Tivoli Gardens, the historic amusement park in Copenhagen, is home to a century-old parlour called Vaffelbageriet, which serves a variety of indulgent ice creams. A firm favourite is the Amerikaner – a waffle cone with four scoops of ice cream, whipped cream, syrup and a meringue puff to top it off. Outside the park, you can find nitrogen ice cream, home-made Italian gelato and an abundance of delicious varieties in parlours dotted throughout the city’s canal-lined avenues.
Image copyright: Sean Pavone
Offering an array of fruit-flavoured ice creams like Guava, soursop and mango, Jamaica’s ice creameries certainly remind you of your tropical location. A popular ingredient in ice cream here is Grape-Nuts, a cereal added to create an extra crunch and sometimes also used as a garnish. You’ll see Baskin and Robbins franchises everywhere, but for something distinctly Jamaican, head to Devon House I-Scream within the grounds of Devon House Mansion. Here, you can sample some dragon stout, made from locally-brewed beer, nutmeg and condensed milk. Yum!

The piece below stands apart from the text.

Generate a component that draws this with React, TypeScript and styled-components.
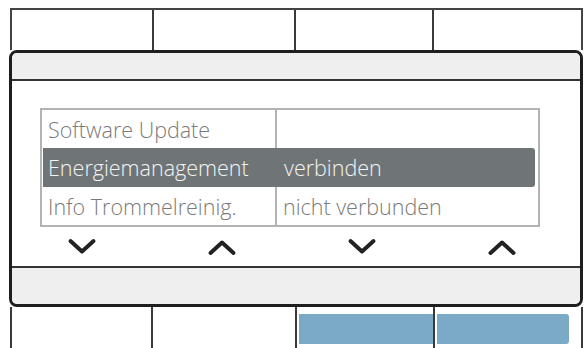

Sydney’s residents are passionate about gelato, and their love for it manifests itself in many ways. From the puntastic creations of Gelato Messina which will have you gulping down passion fruit marshmallow-filled Candy Warhols and peanut-flavoured Biggie Smores to gelato burgers at Cremeria de Luca. Now all you need is a beach to eat all it on. Oh, wait – Sydney has plenty of those too!